== What to do ==
Without the pictures, write out all the lines below exactly as they appear.
******
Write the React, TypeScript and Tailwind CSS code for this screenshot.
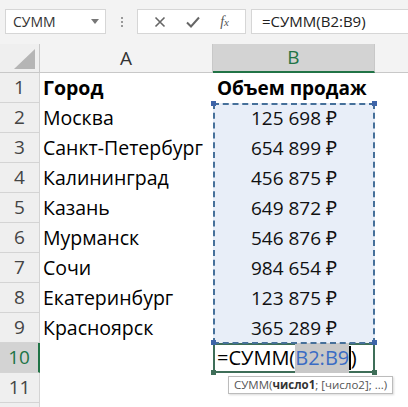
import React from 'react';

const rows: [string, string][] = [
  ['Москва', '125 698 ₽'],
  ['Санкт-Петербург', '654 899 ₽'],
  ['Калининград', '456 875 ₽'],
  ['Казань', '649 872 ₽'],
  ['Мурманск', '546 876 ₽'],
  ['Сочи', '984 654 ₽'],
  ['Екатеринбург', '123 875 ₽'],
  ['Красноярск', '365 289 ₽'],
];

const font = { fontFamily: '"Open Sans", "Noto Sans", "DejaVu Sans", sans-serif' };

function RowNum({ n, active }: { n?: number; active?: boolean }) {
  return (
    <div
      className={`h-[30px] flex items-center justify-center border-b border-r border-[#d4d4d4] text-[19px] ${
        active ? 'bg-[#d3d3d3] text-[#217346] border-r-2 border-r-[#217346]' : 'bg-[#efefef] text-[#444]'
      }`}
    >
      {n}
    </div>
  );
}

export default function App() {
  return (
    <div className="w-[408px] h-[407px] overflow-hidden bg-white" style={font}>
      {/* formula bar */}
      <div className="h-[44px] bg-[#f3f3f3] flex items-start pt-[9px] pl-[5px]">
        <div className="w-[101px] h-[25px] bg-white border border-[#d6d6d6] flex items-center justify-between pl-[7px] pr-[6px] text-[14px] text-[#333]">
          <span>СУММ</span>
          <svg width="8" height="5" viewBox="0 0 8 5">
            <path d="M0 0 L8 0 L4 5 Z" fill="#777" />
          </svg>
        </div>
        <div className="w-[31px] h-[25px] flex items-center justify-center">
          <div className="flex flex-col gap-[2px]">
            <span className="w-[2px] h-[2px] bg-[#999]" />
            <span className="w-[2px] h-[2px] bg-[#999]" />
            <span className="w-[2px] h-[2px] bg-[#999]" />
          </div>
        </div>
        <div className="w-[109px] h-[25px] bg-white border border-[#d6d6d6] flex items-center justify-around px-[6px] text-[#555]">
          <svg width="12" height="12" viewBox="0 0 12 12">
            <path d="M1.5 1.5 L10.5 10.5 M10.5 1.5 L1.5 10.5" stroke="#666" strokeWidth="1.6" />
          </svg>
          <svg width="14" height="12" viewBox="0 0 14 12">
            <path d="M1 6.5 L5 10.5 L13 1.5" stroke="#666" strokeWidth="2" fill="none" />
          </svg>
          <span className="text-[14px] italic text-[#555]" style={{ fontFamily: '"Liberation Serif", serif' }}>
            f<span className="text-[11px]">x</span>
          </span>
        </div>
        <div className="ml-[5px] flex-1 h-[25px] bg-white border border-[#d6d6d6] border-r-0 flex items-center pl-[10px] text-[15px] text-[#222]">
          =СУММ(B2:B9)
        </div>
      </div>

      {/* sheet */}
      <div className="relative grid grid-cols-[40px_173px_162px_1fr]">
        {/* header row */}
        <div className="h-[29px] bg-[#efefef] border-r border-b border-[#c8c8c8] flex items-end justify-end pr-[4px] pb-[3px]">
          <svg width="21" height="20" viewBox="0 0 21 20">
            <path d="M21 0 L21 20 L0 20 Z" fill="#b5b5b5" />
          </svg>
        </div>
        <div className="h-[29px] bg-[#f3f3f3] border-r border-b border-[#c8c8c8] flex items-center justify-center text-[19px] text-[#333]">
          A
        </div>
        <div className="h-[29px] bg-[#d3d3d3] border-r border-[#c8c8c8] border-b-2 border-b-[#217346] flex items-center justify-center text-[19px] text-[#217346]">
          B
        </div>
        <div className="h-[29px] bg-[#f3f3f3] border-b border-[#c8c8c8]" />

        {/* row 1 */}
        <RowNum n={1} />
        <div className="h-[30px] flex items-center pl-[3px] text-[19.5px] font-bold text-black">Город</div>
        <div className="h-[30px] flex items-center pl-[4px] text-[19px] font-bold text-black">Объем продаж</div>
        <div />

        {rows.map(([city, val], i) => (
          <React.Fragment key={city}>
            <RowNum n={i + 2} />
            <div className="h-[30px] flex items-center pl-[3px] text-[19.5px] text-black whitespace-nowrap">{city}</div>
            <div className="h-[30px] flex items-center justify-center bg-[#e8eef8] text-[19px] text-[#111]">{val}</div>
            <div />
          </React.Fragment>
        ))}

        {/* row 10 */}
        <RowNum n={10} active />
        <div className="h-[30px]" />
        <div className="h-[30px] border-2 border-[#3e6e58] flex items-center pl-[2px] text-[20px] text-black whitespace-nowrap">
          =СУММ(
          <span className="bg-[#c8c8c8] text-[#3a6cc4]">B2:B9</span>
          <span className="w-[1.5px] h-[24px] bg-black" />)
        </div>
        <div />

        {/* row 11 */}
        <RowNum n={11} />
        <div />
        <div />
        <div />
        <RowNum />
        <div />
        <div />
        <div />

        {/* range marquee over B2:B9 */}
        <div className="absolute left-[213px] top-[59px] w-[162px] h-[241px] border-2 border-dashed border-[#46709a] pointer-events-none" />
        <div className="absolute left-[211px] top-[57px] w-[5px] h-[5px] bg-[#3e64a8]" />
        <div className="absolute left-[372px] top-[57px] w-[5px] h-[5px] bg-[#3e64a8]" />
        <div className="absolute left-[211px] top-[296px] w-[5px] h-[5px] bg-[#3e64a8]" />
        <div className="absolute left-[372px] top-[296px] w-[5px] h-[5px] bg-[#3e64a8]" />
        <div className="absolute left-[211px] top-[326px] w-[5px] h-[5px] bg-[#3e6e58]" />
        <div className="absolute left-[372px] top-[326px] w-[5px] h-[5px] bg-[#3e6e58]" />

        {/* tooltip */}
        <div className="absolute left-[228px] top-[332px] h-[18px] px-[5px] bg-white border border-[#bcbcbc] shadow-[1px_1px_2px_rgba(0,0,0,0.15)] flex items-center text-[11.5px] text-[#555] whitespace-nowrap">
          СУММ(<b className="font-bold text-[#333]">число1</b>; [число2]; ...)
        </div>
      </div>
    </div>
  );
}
******
== Result for this exercise ==
Write the React, TypeScript and Tailwind CSS code for this screenshot.
import React from 'react';

const rows: [string, string][] = [
  ['Москва', '125 698 ₽'],
  ['Санкт-Петербург', '654 899 ₽'],
  ['Калининград', '456 875 ₽'],
  ['Казань', '649 872 ₽'],
  ['Мурманск', '546 876 ₽'],
  ['Сочи', '984 654 ₽'],
  ['Екатеринбург', '123 875 ₽'],
  ['Красноярск', '365 289 ₽'],
];

const font = { fontFamily: '"Open Sans", "Noto Sans", "DejaVu Sans", sans-serif' };

function RowNum({ n, active }: { n?: number; active?: boolean }) {
  return (
    <div
      className={`h-[30px] flex items-center justify-center border-b border-r border-[#d4d4d4] text-[19px] ${
        active ? 'bg-[#d3d3d3] text-[#217346] border-r-2 border-r-[#217346]' : 'bg-[#efefef] text-[#444]'
      }`}
    >
      {n}
    </div>
  );
}

export default function App() {
  return (
    <div className="w-[408px] h-[407px] overflow-hidden bg-white" style={font}>
      {/* formula bar */}
      <div className="h-[44px] bg-[#f3f3f3] flex items-start pt-[9px] pl-[5px]">
        <div className="w-[101px] h-[25px] bg-white border border-[#d6d6d6] flex items-center justify-between pl-[7px] pr-[6px] text-[14px] text-[#333]">
          <span>СУММ</span>
          <svg width="8" height="5" viewBox="0 0 8 5">
            <path d="M0 0 L8 0 L4 5 Z" fill="#777" />
          </svg>
        </div>
        <div className="w-[31px] h-[25px] flex items-center justify-center">
          <div className="flex flex-col gap-[2px]">
            <span className="w-[2px] h-[2px] bg-[#999]" />
            <span className="w-[2px] h-[2px] bg-[#999]" />
            <span className="w-[2px] h-[2px] bg-[#999]" />
          </div>
        </div>
        <div className="w-[109px] h-[25px] bg-white border border-[#d6d6d6] flex items-center justify-around px-[6px] text-[#555]">
          <svg width="12" height="12" viewBox="0 0 12 12">
            <path d="M1.5 1.5 L10.5 10.5 M10.5 1.5 L1.5 10.5" stroke="#666" strokeWidth="1.6" />
          </svg>
          <svg width="14" height="12" viewBox="0 0 14 12">
            <path d="M1 6.5 L5 10.5 L13 1.5" stroke="#666" strokeWidth="2" fill="none" />
          </svg>
          <span className="text-[14px] italic text-[#555]" style={{ fontFamily: '"Liberation Serif", serif' }}>
            f<span className="text-[11px]">x</span>
          </span>
        </div>
        <div className="ml-[5px] flex-1 h-[25px] bg-white border border-[#d6d6d6] border-r-0 flex items-center pl-[10px] text-[15px] text-[#222]">
          =СУММ(B2:B9)
        </div>
      </div>

      {/* sheet */}
      <div className="relative grid grid-cols-[40px_173px_162px_1fr]">
        {/* header row */}
        <div className="h-[29px] bg-[#efefef] border-r border-b border-[#c8c8c8] flex items-end justify-end pr-[4px] pb-[3px]">
          <svg width="21" height="20" viewBox="0 0 21 20">
            <path d="M21 0 L21 20 L0 20 Z" fill="#b5b5b5" />
          </svg>
        </div>
        <div className="h-[29px] bg-[#f3f3f3] border-r border-b border-[#c8c8c8] flex items-center justify-center text-[19px] text-[#333]">
          A
        </div>
        <div className="h-[29px] bg-[#d3d3d3] border-r border-[#c8c8c8] border-b-2 border-b-[#217346] flex items-center justify-center text-[19px] text-[#217346]">
          B
        </div>
        <div className="h-[29px] bg-[#f3f3f3] border-b border-[#c8c8c8]" />

        {/* row 1 */}
        <RowNum n={1} />
        <div className="h-[30px] flex items-center pl-[3px] text-[19.5px] font-bold text-black">Город</div>
        <div className="h-[30px] flex items-center pl-[4px] text-[19px] font-bold text-black">Объем продаж</div>
        <div />

        {rows.map(([city, val], i) => (
          <React.Fragment key={city}>
            <RowNum n={i + 2} />
            <div className="h-[30px] flex items-center pl-[3px] text-[19.5px] text-black whitespace-nowrap">{city}</div>
            <div className="h-[30px] flex items-center justify-center bg-[#e8eef8] text-[19px] text-[#111]">{val}</div>
            <div />
          </React.Fragment>
        ))}

        {/* row 10 */}
        <RowNum n={10} active />
        <div className="h-[30px]" />
        <div className="h-[30px] border-2 border-[#3e6e58] flex items-center pl-[2px] text-[20px] text-black whitespace-nowrap">
          =СУММ(
          <span className="bg-[#c8c8c8] text-[#3a6cc4]">B2:B9</span>
          <span className="w-[1.5px] h-[24px] bg-black" />)
        </div>
        <div />

        {/* row 11 */}
        <RowNum n={11} />
        <div />
        <div />
        <div />
        <RowNum />
        <div />
        <div />
        <div />

        {/* range marquee over B2:B9 */}
        <div className="absolute left-[213px] top-[59px] w-[162px] h-[241px] border-2 border-dashed border-[#46709a] pointer-events-none" />
        <div className="absolute left-[211px] top-[57px] w-[5px] h-[5px] bg-[#3e64a8]" />
        <div className="absolute left-[372px] top-[57px] w-[5px] h-[5px] bg-[#3e64a8]" />
        <div className="absolute left-[211px] top-[296px] w-[5px] h-[5px] bg-[#3e64a8]" />
        <div className="absolute left-[372px] top-[296px] w-[5px] h-[5px] bg-[#3e64a8]" />
        <div className="absolute left-[211px] top-[326px] w-[5px] h-[5px] bg-[#3e6e58]" />
        <div className="absolute left-[372px] top-[326px] w-[5px] h-[5px] bg-[#3e6e58]" />

        {/* tooltip */}
        <div className="absolute left-[228px] top-[332px] h-[18px] px-[5px] bg-white border border-[#bcbcbc] shadow-[1px_1px_2px_rgba(0,0,0,0.15)] flex items-center text-[11.5px] text-[#555] whitespace-nowrap">
          СУММ(<b className="font-bold text-[#333]">число1</b>; [число2]; ...)
        </div>
      </div>
    </div>
  );
}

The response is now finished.